YOUR GOAL: Narrow the data below down to the lines containing "this".

# start of GIVEN ENTRIES

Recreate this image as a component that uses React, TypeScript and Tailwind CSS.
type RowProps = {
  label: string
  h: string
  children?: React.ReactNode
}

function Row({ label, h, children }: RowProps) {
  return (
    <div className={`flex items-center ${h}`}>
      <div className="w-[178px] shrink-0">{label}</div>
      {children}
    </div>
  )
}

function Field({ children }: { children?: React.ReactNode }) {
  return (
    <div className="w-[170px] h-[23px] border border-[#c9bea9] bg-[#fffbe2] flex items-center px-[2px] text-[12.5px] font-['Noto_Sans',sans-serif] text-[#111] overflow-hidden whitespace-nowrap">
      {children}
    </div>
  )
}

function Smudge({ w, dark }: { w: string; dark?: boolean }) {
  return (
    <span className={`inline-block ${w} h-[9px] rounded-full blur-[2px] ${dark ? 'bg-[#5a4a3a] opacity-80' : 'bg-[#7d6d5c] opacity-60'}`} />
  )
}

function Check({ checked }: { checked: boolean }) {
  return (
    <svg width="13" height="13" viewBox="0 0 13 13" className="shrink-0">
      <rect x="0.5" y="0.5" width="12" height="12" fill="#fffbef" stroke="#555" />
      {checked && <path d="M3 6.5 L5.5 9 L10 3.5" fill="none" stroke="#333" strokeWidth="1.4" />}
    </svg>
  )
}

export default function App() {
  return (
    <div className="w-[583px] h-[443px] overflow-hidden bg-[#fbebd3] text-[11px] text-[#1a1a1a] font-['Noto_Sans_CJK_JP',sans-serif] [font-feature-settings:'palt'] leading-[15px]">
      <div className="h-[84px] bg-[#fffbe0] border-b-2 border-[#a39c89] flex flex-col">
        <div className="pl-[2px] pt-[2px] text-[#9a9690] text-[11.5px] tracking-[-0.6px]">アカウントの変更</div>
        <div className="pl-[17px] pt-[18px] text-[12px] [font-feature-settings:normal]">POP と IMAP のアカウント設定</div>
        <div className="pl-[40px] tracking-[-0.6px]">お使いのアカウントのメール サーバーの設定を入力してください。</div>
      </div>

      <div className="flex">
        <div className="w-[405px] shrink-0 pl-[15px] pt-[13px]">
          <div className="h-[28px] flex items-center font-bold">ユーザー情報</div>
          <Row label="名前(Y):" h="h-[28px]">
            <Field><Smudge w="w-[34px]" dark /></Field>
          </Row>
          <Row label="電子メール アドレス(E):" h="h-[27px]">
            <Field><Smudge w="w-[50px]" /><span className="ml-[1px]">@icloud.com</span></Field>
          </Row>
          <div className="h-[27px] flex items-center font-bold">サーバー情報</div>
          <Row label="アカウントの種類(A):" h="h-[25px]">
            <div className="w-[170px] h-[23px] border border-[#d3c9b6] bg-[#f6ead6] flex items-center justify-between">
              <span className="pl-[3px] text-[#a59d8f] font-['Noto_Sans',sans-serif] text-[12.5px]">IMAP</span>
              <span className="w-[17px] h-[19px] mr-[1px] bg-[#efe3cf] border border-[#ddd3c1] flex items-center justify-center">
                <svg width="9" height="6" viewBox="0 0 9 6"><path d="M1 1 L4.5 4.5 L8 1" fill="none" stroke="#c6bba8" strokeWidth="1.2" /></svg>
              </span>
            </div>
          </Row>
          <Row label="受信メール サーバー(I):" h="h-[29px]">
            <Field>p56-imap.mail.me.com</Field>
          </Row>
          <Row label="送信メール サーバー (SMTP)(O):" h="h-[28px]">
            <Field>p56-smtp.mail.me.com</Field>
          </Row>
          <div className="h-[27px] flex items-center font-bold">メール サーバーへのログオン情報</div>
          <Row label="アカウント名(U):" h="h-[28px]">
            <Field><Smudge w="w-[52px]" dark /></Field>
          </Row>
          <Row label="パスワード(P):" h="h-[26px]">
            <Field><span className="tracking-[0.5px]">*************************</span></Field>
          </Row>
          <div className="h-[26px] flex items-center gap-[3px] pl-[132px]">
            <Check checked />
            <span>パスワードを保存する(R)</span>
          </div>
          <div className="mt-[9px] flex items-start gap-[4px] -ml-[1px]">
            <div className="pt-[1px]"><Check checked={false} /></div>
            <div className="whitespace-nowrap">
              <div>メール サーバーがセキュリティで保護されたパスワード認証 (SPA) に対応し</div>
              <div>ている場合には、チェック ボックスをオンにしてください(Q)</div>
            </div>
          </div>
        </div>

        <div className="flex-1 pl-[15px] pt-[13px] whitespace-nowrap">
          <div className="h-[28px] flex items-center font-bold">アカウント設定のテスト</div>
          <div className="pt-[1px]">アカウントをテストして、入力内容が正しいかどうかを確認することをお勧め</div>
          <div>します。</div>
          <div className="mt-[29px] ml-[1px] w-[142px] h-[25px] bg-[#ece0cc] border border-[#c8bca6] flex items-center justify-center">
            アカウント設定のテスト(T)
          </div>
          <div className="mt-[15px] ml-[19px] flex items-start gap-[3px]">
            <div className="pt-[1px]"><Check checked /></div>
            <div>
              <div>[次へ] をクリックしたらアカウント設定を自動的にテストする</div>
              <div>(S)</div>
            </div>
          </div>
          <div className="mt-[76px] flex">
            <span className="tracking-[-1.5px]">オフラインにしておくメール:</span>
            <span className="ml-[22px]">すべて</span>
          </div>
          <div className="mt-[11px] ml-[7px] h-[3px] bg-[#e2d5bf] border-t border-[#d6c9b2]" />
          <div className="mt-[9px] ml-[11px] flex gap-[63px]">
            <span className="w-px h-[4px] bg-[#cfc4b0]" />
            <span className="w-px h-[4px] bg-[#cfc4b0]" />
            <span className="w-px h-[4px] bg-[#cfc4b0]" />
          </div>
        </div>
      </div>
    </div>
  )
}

# end of GIVEN ENTRIES
# start of GIVEN ENTRIES

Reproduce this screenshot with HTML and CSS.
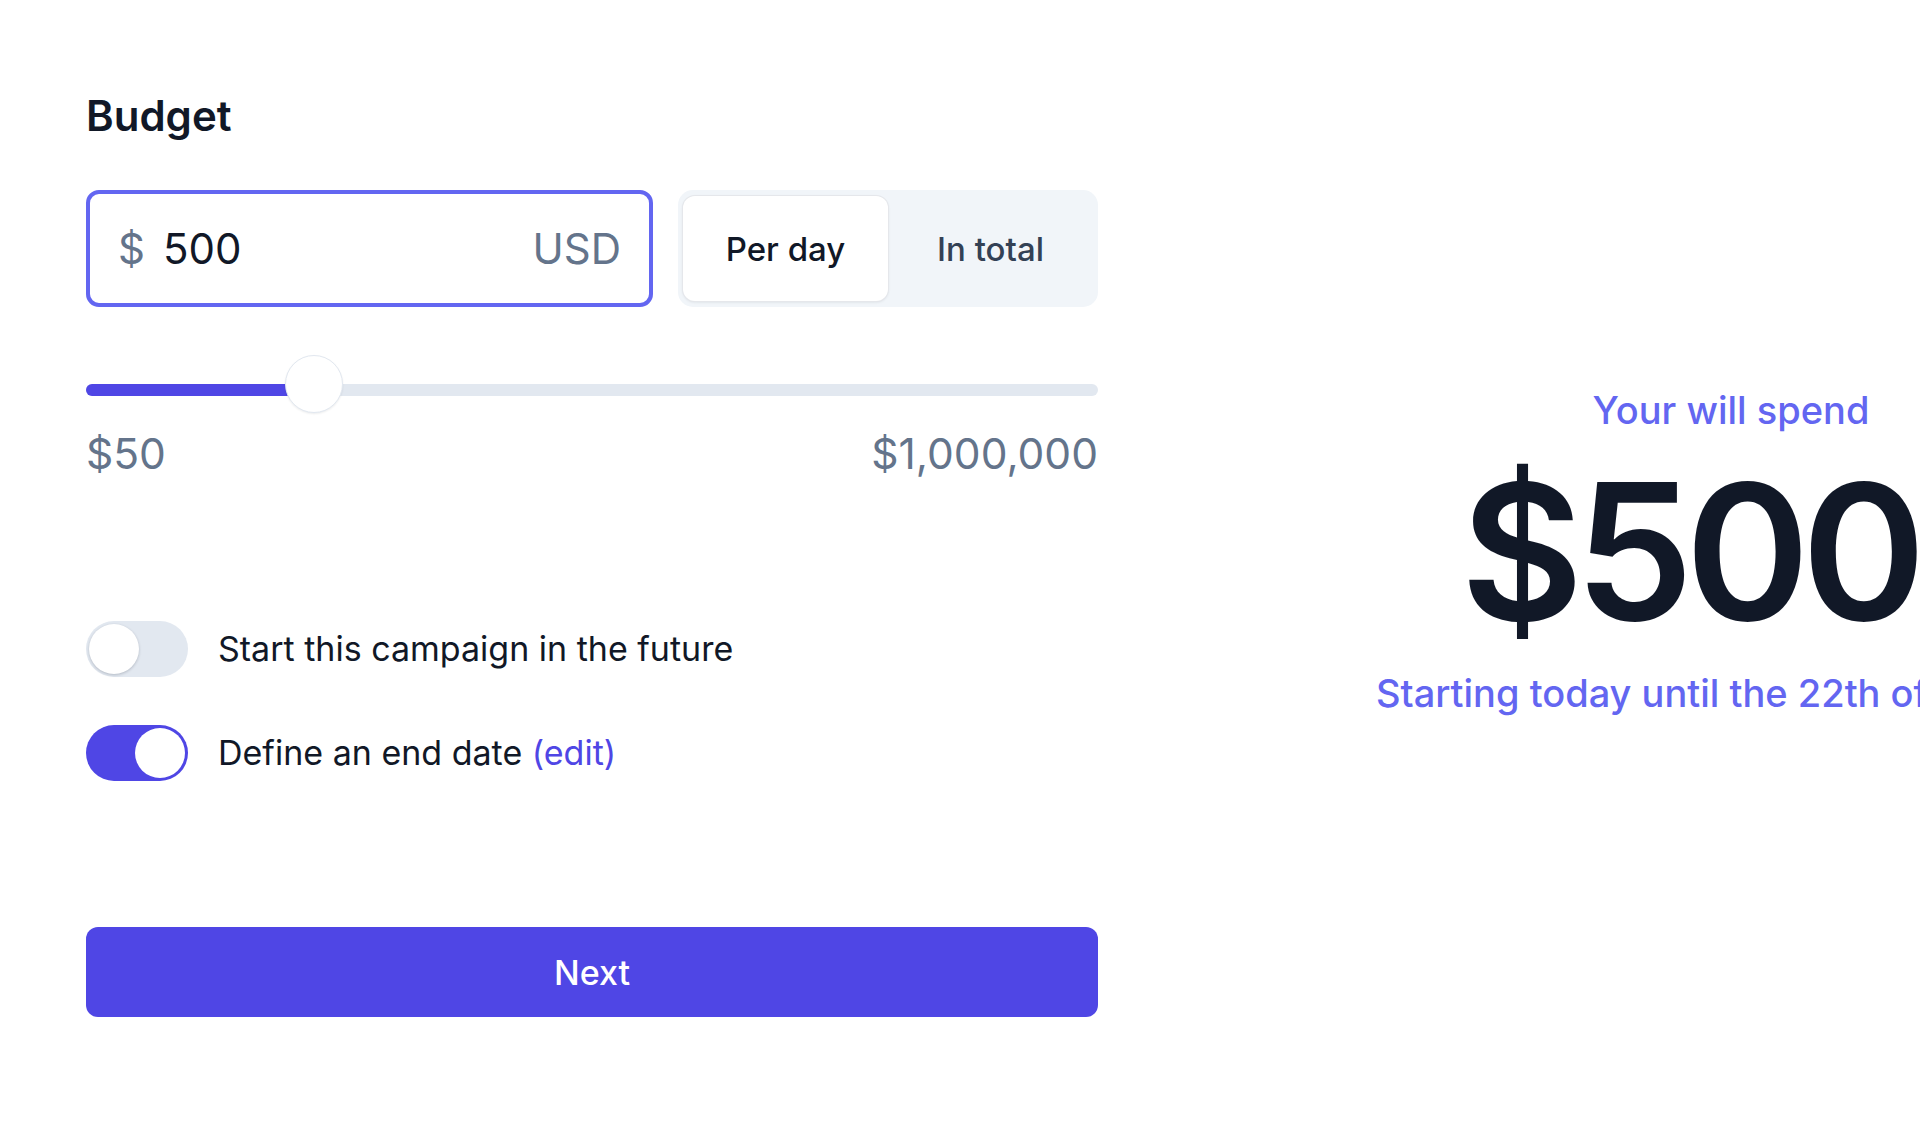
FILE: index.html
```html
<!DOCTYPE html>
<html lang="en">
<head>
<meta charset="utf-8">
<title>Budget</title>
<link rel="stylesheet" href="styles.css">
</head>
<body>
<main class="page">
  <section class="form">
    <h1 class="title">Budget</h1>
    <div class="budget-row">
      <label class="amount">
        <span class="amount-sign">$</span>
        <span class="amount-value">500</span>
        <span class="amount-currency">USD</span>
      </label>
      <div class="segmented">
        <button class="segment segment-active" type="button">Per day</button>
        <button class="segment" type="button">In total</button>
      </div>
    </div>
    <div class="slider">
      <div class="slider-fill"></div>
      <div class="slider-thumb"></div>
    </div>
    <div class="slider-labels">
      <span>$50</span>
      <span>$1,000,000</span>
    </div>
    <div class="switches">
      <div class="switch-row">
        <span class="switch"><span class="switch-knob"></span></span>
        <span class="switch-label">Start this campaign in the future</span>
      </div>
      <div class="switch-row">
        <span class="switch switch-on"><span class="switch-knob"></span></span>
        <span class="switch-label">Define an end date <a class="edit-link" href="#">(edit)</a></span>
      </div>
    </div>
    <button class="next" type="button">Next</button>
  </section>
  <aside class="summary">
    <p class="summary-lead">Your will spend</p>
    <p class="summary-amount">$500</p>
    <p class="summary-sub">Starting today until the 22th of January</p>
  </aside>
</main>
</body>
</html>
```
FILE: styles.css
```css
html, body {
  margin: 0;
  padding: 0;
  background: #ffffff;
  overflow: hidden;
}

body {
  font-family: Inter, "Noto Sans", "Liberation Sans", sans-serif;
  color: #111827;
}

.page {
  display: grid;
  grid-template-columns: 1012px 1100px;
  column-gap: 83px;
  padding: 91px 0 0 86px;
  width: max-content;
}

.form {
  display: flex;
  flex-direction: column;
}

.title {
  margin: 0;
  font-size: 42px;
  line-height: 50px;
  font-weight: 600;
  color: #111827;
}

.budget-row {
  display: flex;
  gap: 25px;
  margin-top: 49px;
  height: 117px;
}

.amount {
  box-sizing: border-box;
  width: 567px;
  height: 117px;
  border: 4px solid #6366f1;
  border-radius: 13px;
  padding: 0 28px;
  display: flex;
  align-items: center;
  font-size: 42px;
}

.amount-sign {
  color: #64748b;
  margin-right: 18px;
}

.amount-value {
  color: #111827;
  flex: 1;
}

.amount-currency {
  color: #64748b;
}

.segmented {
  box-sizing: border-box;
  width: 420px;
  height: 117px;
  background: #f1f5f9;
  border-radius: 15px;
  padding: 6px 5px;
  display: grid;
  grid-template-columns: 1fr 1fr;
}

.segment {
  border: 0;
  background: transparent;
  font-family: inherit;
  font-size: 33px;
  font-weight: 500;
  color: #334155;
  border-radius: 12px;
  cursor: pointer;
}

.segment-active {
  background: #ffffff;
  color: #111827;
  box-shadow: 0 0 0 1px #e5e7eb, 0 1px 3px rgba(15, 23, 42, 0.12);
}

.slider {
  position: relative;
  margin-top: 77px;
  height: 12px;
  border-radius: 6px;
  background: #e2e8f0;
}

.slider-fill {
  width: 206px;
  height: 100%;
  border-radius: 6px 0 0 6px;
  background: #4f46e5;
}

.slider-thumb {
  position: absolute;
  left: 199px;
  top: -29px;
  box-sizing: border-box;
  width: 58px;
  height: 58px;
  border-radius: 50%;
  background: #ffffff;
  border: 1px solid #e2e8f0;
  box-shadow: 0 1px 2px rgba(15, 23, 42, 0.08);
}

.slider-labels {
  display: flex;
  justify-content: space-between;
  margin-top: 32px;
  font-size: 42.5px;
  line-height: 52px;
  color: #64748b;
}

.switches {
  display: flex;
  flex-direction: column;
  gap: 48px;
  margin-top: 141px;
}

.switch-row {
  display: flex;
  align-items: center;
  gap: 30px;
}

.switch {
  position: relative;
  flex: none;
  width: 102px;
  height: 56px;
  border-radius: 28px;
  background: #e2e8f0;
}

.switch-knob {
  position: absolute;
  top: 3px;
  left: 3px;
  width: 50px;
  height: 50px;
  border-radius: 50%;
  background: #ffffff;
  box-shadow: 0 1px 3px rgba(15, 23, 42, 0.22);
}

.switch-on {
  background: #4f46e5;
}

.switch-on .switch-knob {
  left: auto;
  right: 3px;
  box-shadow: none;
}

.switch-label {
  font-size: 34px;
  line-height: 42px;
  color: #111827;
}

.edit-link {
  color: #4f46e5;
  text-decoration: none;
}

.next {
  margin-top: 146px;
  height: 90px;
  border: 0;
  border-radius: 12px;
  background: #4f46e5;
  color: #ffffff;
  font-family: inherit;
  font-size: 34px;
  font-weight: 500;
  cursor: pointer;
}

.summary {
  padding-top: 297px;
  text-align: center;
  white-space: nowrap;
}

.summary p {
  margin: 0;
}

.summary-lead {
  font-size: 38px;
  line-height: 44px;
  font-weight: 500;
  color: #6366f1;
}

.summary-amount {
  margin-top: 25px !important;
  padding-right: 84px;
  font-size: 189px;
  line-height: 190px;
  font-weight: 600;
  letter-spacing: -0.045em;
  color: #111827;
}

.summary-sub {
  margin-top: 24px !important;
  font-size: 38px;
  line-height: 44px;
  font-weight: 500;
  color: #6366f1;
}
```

# end of GIVEN ENTRIES

RESPONSE TO THE EXERCISE:
Recreate this image as a component that uses React, TypeScript and Tailwind CSS.
Reproduce this screenshot with HTML and CSS.
        <span class="switch-label">Start this campaign in the future</span>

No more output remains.